Faire éclater la vérité pour Electre, c'est une idée fixe qui la ferme à l'écoute d'autrui et l'enferme dans un désir de justice, dans un désir de vengeance.
II. Discours de la raison chez Egisthe
1. Le prix de la vérité
Egisthe apparaît comme un homme politique qui veut sauver son peuple. Il refuse la condamnation de ce dernier => rapports entre l'exigence morale de justice et la responsabilité politique de l'état.
La mort d'Agamemnon est une affaire de famille qui deviendra une affaire d'état.
Egisthe parle en tant que roi et essaie de résonner Electre en essayant de lui faire comprendre que l'exigence de la justice, ce n'est pas détruire un peuple en faisant éclater la vérité.
Les positions d'Electre et d'Egisthe sont deux conceptions différentes de la justice qui semblent irréconciliables.
Egisthe n'est pas d'accord avec la menace d'Electre. Pour lui faire changer d'avis, Egisthe décrit à Electre les conséquences de cet acte. Voyant qu'elle ne veut pas céder, il lui demande un délai -> Réponse sèche de la part d'Electre.

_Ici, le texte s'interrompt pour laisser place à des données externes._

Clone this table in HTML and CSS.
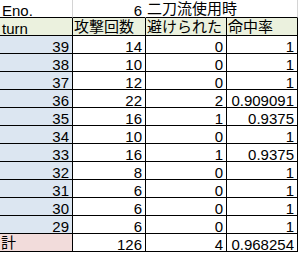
FILE: index.html
```html
<!DOCTYPE html>
<html lang="ja">
<head>
<meta charset="utf-8">
<link rel="stylesheet" href="styles.css">
</head>
<body>
<div class="sheet">
  <div class="c top colA">Eno.</div>
  <div class="c top num">6</div>
  <div class="c top jp title">二刀流使用時</div>

  <div class="c hd">turn</div>
  <div class="c hd jp">攻撃回数</div>
  <div class="c hd jp">避けられた</div>
  <div class="c hd jp">命中率</div>

  <div class="c key num">39</div><div class="c num">14</div><div class="c num">0</div><div class="c num">1</div>
  <div class="c key num">38</div><div class="c num">10</div><div class="c num">0</div><div class="c num">1</div>
  <div class="c key num">37</div><div class="c num">12</div><div class="c num">0</div><div class="c num">1</div>
  <div class="c key num">36</div><div class="c num">22</div><div class="c num">2</div><div class="c num">0.909091</div>
  <div class="c key num">35</div><div class="c num">16</div><div class="c num">1</div><div class="c num">0.9375</div>
  <div class="c key num">34</div><div class="c num">10</div><div class="c num">0</div><div class="c num">1</div>
  <div class="c key num">33</div><div class="c num">16</div><div class="c num">1</div><div class="c num">0.9375</div>
  <div class="c key num">32</div><div class="c num">8</div><div class="c num">0</div><div class="c num">1</div>
  <div class="c key num">31</div><div class="c num">6</div><div class="c num">0</div><div class="c num">1</div>
  <div class="c key num">30</div><div class="c num">6</div><div class="c num">0</div><div class="c num">1</div>
  <div class="c key num">29</div><div class="c num">6</div><div class="c num">0</div><div class="c num">1</div>

  <div class="c total jp">計</div><div class="c num">126</div><div class="c num">4</div><div class="c num">0.968254</div>
</div>
</body>
</html>
```

FILE: styles.css
```css
html, body {
  margin: 0;
  padding: 0;
  background: #ffffff;
}

.sheet {
  display: grid;
  grid-template-columns: 73px 73px 81px 71px;
  grid-auto-rows: 18px;
  width: 298px;
}

.c {
  box-sizing: border-box;
  height: 18px;
  border-right: 1px solid #000000;
  border-bottom: 1px solid #000000;
  padding: 3px 3px 0 2px;
  font-family: "Liberation Sans", "Noto Sans CJK JP", sans-serif;
  font-size: 15px;
  line-height: 15px;
  color: #000000;
  white-space: nowrap;
}

.jp {
  font-family: "Noto Sans CJK JP", "Liberation Sans", sans-serif;
  padding-top: 0;
  padding-left: 1px;
}

.num {
  text-align: right;
}

.top {
  border-right-color: transparent;
}

.top.colA,
.top.title {
  border-right-color: #d4d4d4;
}

.title {
  grid-column: span 2;
}

.hd {
  background: #ebf1de;
}

.key {
  background: #dce6f1;
}

.total {
  background: #f2dcdb;
}
```
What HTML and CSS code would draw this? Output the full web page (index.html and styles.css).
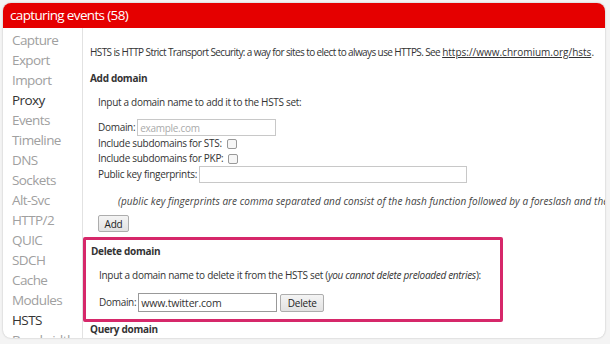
FILE: index.html
```html
<!DOCTYPE html>
<html>
<head>
<meta charset="utf-8">
<link rel="stylesheet" href="styles.css">
</head>
<body>
<div class="window">
  <div class="titlebar">capturing events (58)</div>
  <div class="body">
    <nav class="sidebar">
      <div class="tab">Capture</div>
      <div class="tab">Export</div>
      <div class="tab">Import</div>
      <div class="tab dark">Proxy</div>
      <div class="tab">Events</div>
      <div class="tab">Timeline</div>
      <div class="tab">DNS</div>
      <div class="tab">Sockets</div>
      <div class="tab">Alt-Svc</div>
      <div class="tab">HTTP/2</div>
      <div class="tab">QUIC</div>
      <div class="tab">SDCH</div>
      <div class="tab">Cache</div>
      <div class="tab">Modules</div>
      <div class="tab dark">HSTS</div>
      <div class="tab">Bandwidth</div>
    </nav>
    <main class="main">
      <p class="intro">HSTS is HTTP Strict Transport Security: a way for sites to elect to always use HTTPS. See <a class="link" href="#">https://www.chromium.org/hsts</a>.</p>
      <h4 class="heading">Add domain</h4>
      <div class="section">
        <p class="line">Input a domain name to add it to the HSTS set:</p>
        <div class="row row-domain">Domain:<input class="text domain-input" type="text" placeholder="example.com"></div>
        <div class="row">Include subdomains for STS:<input class="check" type="checkbox"></div>
        <div class="row">Include subdomains for PKP:<input class="check" type="checkbox"></div>
        <div class="row row-pk">Public key fingerprints:<input class="text pk-input" type="text"></div>
        <p class="note">(public key fingerprints are comma separated and consist of the hash function followed by a foreslash and the base64 encoded fingerprint, for example sha256/...)</p>
        <button class="btn add-btn">Add</button>
      </div>
      <div class="highlight">
        <h4 class="heading">Delete domain</h4>
        <div class="section">
          <p class="line">Input a domain name to delete it from the HSTS set (<i>you cannot delete preloaded entries</i>):</p>
          <div class="row row-del">Domain:<input class="text del-input" type="text" value="www.twitter.com"><button class="btn del-btn">Delete</button></div>
        </div>
      </div>
      <h4 class="heading query">Query domain</h4>
    </main>
  </div>
</div>
</body>
</html>
```
FILE: styles.css
```css
html, body {
  margin: 0;
  padding: 0;
}
body {
  background: #f4f4f4;
  width: 610px;
  height: 344px;
  overflow: hidden;
  font-family: "Open Sans", "Noto Sans", sans-serif;
}
.window {
  margin: 3px 0 0 3px;
  width: 602px;
  height: 335px;
  border-radius: 8px;
  overflow: hidden;
  background: #fff;
  box-shadow: 0 0 2px rgba(0,0,0,0.25);
  display: flex;
  flex-direction: column;
}
.titlebar {
  height: 25px;
  flex: none;
  background: #e50000;
  color: #fff;
  font-size: 13.5px;
  letter-spacing: -0.65px;
  line-height: 25px;
  padding-left: 7px;
  white-space: nowrap;
}
.body {
  display: flex;
  flex: 1;
  min-height: 0;
}
.sidebar {
  width: 70px;
  flex: none;
  border-right: 1px solid #e2e2e2;
  padding: 2px 0 0 9px;
  font-size: 13.5px;
  letter-spacing: -0.6px;
  line-height: 20px;
  color: #a0a0a0;
  overflow: hidden;
  white-space: nowrap;
}
.tab.dark {
  color: #333;
}
.main {
  flex: 1;
  min-width: 0;
  padding-left: 7px;
  font-size: 10px;
  letter-spacing: -0.3px;
  line-height: 15px;
  color: #333;
  overflow: hidden;
  white-space: nowrap;
}
p, h4 {
  margin: 0;
}
.intro {
  margin-top: 17px;
  letter-spacing: -0.6px;
}
.link {
  color: #333;
  letter-spacing: 0;
}
.heading {
  font-weight: bold;
  font-size: 10px;
  margin-top: 11px;
}
.section {
  padding-left: 8px;
}
.line {
  margin-top: 9px;
}
.row {
  display: flex;
  align-items: center;
  height: 15px;
}
.row-domain {
  margin-top: 9px;
  height: 17px;
}
.row-pk {
  height: 17px;
}
.text {
  font-family: "Open Sans", "Noto Sans", sans-serif;
  font-size: 10px;
  letter-spacing: -0.3px;
  border: 1px solid #c8c8c8;
  padding: 0 2px;
  margin: 0 0 0 2px;
  height: 17px;
  box-sizing: border-box;
  color: #333;
  outline: none;
}
.text::placeholder {
  color: #aaa;
}
.domain-input {
  width: 139px;
}
.pk-input {
  width: 268px;
}
.check {
  appearance: none;
  -webkit-appearance: none;
  width: 10px;
  height: 10px;
  border: 1px solid #999;
  border-radius: 2px;
  background: #f6f6f6;
  margin: 0 0 0 5px;
}
.note {
  font-style: italic;
  letter-spacing: 0.05px;
  margin-top: 11px;
  padding-left: 20px;
  color: #444;
}
.btn {
  font-family: "Open Sans", "Noto Sans", sans-serif;
  font-size: 10px;
  letter-spacing: -0.2px;
  color: #222;
  background: linear-gradient(#f4f4f4, #e2e2e2);
  border: 1px solid #adadad;
  border-radius: 2px;
  padding: 0 4px;
  box-sizing: border-box;
}
.add-btn {
  margin-top: 6px;
  height: 17px;
  width: 31px;
}
.highlight {
  margin: 5px 0 0 -7px;
  width: 420px;
  height: 85px;
  box-sizing: border-box;
  border: 3px solid #d6286a;
  border-radius: 2px;
  padding-left: 5px;
}
.highlight .heading {
  margin-top: 4px;
}
.row-del {
  margin-top: 10px;
  height: 19px;
}
.del-input {
  width: 139px;
  height: 19px;
  border-color: #999;
  font-size: 10.5px;
  letter-spacing: -0.2px;
}
.del-btn {
  margin-left: 3px;
  height: 18px;
  width: 44px;
}
.heading.query {
  margin-top: 0;
}
```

Egisthe dépend d'Electre. Les rôles sont inversés.
2. Soumission d'Egisthe
Egisthe essaye de convaincre Electre puis voyant l'inutilité de sa démarche, il passe à la supplication (« Je t'en supplie »), marquée par des impératifs. « Donne-la-moi » « Attends demain ».
Contrairement à Electre, Egisthe est prêt à faire des concessions « Je t'en supplie ».
Conclusion
Ce passage est capital pour la suite de la scène. Nous voyons l'opposition des deux philosophies : Electre veut la vérité et Egisthe sauver son peuple. Une question est mise en avant : « Faut il sauver l'Etat ou rechercher la vérité ? ». Nous pouvons supposer que Electre va parvenir à ses fins et que nous verrons l'apparition du triomphe de la pureté et de l'idéal. Dans cette scène, le rôle d'Egisthe évolue. Considéré comme un méchant au début de la pièce, ici Giraudoux lui donne un côté humain face au fanatisme d'Electre. A partir de ce passage, la tragédie est en marche.